病気・がんクローン病

クローン病

クローン病は医療費助成対象疾病の指定難病に定められている原因不明の炎症性腸疾患です。口腔から肛門周囲まで消化管のどの部位にも起こり得ますが、好発部位は大腸や小腸です。炎症や潰瘍は連続せず、とびとびにできることが特徴です。1932年、ニューヨーク マウントサイナイ病院の内科医クローン博士らによってはじめて報告されました。10代後半~20代の若者に発症することが多く、患者数は年々増加しています。

クローン病の病変部位による分類
クローン病の病変部位による分類

<症状>

症状は炎症や潰瘍が発生した部位によって異なりますが、多くの場合、腹痛、下痢、肛門部の痛み、痔ろう、発熱などが現れます。これらの症状が落ち着いたり(寛解期)、悪くなったり(活動期)を繰り返し、やがて栄養障害による体重減少が起こります。

<原因>

明確な原因は今のところ不明です。

<検査>

血液検査:
病気の寛解(かんかい)状態の確認や再燃・合併症を早期に把握するため、炎症の有無(白血球数、CRP、赤沈)、貧血の有無(ヘモグロビン、赤血球数、ヘマトクリット)、栄養状態(血清アルブミンなど)を調べます。病気の活動性の評価、治療法の選択や治療効果の判定にもなります。

X線造影検査:
造影剤を使用して、大腸から小腸を中心に消化管全体を観察し、病変の位置や拡がりを観察します。

大腸内視鏡検査:
大腸~小腸(回腸末端部)の粘膜を観察し、縦走潰瘍敷石像、びらん、不整形潰瘍などクローン病に特有の病変や、狭窄(きょうさく)瘻孔(ろうこう)の有無、発生部位を調べます。また、病変の一部を生検し、組織や細胞を顕微鏡で観察することがあります。

上部消化管内視鏡検査:
胃粘膜に、竹の節に似た病変が観察されることがあります。

小腸内視鏡検査:
胃、大腸の内視鏡検査やX線造影検査で病変が見つからない場合や、小腸の病変が疑われる場合、より精密に調べたい場合に行われます。腸閉塞の症状がなければカプセル内視鏡あるいはバルーン内視鏡が用いられます。

MRE:
MRIを用いた腸管の造影検査です。造影剤を使用し、小腸、大腸内の病変と腸管外の病変を同時に観察します。また、狭窄・瘻孔・膿瘍(のうよう)・痔ろうなどの合併症の観察や程度の確認にも用いられます。

<治療>

活動期から寛解期に誘導し、寛解状態を維持することを目的に、炎症を落ち着かせるための治療を行います。薬物療法や栄養療法などの内科的治療と外科手術的治療があり、治療法は単独あるいは組み合わせて選択されます。

栄養療法:
通常の食事から、腸に負担をかける食物繊維と脂肪を取り除いたり、タンパク質を分子量の小さいアミノ酸にまで分解した栄養成分を補給します。鼻から通したチューブを介して腸に栄養剤を注入する経腸栄養療法が主ですが、血管を介する中心静脈栄養が行われることもあります。

薬物療法:
炎症や免疫の異常を抑えるため、サリチル酸製剤や副腎皮質ステロイド剤、免疫抑制剤、分子標的治療薬(抗TNF抗体)などが使われます。

血球成分除去:
血液中から免疫細胞(顆粒球、単球)をとり除く治療法です。活性化した免疫細胞が病変部位へ集まるのを防ぐことで炎症を鎮める治療法です。栄養療法や薬物治療が効きにくい場合に行われることがあります。

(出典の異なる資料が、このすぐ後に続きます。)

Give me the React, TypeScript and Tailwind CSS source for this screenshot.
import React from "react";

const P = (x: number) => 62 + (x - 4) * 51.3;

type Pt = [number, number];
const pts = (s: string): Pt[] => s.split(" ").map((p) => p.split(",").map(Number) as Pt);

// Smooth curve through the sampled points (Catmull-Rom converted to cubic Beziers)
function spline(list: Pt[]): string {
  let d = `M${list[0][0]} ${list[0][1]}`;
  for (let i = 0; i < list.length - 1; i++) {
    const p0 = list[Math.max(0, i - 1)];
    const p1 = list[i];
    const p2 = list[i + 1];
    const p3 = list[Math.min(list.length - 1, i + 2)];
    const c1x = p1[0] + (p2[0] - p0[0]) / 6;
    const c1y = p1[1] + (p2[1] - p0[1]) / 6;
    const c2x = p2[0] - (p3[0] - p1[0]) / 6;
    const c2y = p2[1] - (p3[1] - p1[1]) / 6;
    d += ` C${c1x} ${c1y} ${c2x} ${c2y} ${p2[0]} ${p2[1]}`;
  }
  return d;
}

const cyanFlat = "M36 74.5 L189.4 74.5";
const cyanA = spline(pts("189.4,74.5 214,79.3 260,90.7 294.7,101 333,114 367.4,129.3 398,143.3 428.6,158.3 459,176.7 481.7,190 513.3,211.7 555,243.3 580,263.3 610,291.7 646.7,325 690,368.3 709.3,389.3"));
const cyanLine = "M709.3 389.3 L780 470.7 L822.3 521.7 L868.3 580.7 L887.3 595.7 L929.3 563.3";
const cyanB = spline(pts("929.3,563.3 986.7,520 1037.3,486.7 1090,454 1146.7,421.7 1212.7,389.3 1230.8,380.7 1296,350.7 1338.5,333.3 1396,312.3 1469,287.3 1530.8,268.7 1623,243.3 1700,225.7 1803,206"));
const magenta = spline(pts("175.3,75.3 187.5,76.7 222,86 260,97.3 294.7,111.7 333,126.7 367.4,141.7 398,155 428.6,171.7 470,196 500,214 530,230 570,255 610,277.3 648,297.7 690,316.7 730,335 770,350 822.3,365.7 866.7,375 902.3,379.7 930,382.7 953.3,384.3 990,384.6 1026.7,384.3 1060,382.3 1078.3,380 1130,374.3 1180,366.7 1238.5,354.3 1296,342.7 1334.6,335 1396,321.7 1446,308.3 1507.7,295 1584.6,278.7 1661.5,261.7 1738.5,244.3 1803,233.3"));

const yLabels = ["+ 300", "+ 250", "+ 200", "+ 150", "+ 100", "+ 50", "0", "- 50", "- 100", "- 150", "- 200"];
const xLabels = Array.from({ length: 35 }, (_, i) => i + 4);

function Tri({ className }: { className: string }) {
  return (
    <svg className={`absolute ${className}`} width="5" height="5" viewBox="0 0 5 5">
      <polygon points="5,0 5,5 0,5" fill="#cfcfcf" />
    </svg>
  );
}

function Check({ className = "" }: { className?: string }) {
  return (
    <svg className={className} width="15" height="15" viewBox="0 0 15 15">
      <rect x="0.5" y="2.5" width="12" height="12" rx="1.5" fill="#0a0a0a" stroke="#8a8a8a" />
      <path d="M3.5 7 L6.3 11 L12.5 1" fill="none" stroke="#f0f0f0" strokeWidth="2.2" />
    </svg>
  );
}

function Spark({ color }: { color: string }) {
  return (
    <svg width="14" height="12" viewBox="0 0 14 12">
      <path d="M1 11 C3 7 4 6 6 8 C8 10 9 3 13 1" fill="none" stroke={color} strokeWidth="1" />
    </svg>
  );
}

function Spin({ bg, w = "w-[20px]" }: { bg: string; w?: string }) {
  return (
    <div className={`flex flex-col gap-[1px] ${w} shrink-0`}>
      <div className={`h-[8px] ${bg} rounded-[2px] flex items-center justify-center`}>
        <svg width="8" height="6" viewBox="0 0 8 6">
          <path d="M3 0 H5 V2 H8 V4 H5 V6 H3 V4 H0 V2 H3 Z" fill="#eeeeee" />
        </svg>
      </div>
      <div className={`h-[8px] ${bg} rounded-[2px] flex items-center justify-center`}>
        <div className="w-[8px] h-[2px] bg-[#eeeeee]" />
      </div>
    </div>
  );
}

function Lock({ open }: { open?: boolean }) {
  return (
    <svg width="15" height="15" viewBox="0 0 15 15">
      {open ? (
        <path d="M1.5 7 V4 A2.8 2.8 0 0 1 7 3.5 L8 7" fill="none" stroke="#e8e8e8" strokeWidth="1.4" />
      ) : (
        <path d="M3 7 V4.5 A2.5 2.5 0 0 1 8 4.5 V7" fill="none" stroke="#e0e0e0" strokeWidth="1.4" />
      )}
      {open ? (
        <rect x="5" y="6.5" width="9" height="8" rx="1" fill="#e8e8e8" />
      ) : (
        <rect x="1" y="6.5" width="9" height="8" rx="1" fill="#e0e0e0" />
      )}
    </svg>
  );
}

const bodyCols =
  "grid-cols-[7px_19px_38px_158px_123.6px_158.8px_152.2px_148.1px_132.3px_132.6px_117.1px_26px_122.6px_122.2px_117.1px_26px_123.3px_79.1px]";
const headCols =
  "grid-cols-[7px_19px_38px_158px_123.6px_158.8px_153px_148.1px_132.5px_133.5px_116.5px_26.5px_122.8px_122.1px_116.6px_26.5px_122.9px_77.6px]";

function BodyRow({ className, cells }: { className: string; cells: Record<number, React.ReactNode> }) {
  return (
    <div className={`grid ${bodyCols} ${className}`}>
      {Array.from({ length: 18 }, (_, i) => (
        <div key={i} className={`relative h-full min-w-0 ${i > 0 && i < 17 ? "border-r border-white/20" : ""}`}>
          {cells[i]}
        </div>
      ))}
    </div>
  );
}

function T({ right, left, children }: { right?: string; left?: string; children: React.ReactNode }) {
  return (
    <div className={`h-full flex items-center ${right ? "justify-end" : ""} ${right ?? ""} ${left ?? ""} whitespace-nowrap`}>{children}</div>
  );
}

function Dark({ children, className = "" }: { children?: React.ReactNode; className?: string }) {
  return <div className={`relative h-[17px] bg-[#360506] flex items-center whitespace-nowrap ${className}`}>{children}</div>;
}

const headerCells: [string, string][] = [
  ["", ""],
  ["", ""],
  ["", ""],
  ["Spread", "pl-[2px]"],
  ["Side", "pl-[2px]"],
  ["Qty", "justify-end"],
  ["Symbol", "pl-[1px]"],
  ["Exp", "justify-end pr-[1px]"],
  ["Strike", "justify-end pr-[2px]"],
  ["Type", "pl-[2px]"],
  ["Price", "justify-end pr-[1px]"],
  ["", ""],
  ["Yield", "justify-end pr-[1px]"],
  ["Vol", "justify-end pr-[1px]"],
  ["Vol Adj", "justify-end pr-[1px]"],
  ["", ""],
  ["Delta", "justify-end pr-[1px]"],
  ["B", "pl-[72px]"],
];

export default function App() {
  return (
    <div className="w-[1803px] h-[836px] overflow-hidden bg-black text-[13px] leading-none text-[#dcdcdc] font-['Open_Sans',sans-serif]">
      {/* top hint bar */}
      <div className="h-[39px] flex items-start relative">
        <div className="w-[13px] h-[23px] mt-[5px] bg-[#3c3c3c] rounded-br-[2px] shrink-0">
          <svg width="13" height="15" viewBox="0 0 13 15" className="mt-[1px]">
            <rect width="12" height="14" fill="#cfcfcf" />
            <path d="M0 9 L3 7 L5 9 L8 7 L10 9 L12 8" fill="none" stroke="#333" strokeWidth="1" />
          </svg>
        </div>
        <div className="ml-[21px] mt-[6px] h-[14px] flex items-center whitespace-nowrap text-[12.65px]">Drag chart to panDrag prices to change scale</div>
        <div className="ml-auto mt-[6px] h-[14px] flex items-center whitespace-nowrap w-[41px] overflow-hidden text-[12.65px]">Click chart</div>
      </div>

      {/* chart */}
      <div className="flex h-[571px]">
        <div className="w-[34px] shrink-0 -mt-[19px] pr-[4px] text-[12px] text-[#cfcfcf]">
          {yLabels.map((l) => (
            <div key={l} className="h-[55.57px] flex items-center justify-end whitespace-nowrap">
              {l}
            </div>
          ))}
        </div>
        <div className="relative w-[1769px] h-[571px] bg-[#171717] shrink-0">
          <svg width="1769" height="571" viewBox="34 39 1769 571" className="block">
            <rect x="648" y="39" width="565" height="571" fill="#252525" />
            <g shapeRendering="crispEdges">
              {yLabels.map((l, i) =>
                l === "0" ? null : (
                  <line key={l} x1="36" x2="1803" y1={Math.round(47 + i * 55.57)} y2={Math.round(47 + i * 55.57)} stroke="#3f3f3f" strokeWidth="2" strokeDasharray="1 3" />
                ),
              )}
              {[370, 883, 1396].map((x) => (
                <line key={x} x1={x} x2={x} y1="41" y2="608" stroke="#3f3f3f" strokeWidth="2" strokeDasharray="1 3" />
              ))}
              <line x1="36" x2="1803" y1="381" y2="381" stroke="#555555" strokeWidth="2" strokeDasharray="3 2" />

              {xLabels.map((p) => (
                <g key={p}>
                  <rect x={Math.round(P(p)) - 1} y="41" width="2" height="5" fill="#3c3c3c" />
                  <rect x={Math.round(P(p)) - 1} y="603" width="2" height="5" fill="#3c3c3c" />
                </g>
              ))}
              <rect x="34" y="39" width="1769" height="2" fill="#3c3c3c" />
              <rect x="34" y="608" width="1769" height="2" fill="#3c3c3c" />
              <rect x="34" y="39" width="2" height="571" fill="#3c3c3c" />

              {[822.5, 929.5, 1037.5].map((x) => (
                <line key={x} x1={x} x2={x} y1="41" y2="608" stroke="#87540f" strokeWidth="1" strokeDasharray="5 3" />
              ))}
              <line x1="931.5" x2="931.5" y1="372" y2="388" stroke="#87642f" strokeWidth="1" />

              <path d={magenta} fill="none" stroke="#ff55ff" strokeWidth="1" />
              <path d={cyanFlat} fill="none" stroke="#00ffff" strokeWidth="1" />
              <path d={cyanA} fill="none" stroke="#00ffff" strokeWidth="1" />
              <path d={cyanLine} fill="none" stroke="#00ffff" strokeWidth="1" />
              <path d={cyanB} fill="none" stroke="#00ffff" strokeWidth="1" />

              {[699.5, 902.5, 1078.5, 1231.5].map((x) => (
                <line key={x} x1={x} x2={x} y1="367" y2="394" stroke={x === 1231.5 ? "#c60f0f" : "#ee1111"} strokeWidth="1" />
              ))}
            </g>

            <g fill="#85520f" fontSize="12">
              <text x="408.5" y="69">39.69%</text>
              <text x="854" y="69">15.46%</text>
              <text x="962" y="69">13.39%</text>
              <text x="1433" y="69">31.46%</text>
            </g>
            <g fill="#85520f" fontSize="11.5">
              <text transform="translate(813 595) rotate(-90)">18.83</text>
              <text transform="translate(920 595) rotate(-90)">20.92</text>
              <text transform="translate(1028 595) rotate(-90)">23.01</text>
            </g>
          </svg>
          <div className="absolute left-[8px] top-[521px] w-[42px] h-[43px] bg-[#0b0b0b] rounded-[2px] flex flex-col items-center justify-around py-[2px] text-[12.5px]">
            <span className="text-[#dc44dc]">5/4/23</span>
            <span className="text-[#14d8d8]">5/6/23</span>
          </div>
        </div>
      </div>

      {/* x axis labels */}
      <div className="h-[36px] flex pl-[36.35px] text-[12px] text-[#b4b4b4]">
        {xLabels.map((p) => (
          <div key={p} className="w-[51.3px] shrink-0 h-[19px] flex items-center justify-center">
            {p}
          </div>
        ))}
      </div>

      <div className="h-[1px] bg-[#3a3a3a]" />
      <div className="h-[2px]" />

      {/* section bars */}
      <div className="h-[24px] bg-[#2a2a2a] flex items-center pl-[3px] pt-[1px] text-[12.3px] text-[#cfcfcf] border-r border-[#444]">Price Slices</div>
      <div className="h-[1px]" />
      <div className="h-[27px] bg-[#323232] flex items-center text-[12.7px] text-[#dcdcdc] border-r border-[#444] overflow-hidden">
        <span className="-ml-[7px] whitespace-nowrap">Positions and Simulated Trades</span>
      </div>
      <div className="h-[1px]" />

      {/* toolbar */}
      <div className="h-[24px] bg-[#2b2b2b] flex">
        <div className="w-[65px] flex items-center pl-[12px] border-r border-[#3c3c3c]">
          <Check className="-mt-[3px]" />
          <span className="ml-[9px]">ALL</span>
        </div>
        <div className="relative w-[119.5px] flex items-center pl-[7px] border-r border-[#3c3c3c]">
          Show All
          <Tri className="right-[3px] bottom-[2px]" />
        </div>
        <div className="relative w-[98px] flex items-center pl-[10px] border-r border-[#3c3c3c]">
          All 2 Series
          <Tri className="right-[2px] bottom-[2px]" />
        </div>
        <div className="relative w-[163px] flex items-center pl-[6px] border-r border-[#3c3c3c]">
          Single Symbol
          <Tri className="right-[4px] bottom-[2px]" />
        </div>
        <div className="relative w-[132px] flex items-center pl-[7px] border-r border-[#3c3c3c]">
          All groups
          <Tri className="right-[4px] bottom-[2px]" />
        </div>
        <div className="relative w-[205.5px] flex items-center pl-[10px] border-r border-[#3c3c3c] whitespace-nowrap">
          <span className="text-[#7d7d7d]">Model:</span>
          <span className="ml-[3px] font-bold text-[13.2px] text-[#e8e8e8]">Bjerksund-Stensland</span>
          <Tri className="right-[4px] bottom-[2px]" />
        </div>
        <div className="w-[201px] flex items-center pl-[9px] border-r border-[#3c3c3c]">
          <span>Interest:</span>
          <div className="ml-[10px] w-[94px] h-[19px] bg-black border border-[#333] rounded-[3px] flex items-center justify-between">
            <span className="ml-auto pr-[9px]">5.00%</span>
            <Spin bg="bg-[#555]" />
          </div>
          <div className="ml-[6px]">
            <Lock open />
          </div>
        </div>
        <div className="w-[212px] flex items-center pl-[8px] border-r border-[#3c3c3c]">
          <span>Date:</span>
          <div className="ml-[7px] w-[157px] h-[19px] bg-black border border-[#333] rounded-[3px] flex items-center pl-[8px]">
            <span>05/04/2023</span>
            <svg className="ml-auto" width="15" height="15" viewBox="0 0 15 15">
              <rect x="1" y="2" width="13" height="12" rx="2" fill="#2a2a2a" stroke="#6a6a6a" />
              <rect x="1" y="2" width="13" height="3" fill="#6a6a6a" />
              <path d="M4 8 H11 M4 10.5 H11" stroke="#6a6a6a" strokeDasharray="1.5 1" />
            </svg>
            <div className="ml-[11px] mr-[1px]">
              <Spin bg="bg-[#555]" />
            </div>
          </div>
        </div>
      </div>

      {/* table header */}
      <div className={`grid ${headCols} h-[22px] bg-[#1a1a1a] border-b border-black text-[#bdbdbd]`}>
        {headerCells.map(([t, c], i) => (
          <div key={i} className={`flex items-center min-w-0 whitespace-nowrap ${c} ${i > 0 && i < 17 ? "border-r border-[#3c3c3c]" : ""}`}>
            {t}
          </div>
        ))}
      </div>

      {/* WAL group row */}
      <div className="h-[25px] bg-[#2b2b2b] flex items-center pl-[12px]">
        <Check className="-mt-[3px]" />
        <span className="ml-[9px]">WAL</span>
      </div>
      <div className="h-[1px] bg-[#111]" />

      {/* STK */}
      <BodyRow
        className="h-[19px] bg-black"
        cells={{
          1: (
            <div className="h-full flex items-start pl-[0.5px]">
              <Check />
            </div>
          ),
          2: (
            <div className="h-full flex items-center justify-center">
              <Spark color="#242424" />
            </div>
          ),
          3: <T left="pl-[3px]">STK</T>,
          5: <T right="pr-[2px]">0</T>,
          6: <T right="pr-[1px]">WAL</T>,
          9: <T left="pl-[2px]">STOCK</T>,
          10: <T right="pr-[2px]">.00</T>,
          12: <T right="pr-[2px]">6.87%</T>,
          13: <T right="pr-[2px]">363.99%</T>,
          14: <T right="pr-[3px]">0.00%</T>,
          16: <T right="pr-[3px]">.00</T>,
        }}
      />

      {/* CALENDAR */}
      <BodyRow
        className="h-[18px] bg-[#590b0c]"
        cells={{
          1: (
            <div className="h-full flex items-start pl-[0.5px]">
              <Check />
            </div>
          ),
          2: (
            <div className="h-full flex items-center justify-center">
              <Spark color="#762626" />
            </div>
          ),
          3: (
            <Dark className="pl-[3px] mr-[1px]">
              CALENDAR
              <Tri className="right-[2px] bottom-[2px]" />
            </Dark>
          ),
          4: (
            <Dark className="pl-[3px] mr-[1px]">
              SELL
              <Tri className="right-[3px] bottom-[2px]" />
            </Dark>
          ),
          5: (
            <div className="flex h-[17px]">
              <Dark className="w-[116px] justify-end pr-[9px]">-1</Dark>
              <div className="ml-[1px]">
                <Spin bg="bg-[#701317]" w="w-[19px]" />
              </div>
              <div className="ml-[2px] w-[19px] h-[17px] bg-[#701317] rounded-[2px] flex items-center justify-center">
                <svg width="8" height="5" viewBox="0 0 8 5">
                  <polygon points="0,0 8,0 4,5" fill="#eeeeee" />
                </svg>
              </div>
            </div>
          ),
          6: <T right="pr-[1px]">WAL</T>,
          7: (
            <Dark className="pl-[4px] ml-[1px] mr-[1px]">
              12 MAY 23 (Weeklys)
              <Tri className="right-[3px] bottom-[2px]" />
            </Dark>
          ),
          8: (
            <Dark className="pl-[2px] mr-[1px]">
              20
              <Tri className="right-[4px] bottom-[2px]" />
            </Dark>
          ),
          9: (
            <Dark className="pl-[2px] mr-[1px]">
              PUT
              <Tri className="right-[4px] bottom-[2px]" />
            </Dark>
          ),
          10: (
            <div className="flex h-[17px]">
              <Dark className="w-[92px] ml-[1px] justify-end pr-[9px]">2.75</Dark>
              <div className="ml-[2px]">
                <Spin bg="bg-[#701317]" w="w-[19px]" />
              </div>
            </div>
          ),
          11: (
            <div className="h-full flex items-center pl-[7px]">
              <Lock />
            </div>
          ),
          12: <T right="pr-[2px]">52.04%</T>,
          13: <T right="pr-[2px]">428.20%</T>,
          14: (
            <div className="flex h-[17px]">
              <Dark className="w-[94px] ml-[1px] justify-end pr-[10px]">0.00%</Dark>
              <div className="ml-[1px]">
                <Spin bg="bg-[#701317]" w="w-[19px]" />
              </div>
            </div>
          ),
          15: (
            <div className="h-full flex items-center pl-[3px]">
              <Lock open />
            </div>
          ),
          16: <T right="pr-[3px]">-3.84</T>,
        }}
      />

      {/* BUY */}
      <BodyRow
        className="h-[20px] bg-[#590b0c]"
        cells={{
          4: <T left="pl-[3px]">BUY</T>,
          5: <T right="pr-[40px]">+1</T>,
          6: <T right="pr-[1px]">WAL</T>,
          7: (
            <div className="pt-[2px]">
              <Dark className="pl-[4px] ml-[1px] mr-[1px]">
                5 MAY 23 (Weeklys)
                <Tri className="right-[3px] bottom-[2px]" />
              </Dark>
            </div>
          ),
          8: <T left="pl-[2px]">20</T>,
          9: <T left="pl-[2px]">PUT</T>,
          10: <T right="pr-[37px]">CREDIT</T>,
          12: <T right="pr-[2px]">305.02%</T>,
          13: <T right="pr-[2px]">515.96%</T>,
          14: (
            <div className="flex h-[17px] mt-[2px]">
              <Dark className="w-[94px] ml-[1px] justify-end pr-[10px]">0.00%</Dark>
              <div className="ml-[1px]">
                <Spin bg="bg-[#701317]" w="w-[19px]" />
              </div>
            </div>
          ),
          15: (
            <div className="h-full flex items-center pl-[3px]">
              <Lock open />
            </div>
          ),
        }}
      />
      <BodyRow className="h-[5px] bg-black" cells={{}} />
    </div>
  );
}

内視鏡的バルーン拡張術(Endoscopic Balloon Dilatation : EBD):
狭窄の箇所が少なく、深い潰瘍や瘻孔が合併しない場合は、内視鏡を用いてバルーンカテーテルによる拡張術が行われることがあります。

手術療法:
腸閉塞、膿瘍、穿孔、大量出血、がんが合併する場合などに行われます。腸に高度な狭窄や膿瘍が発生している場合は、外科手術で病変部を切除します。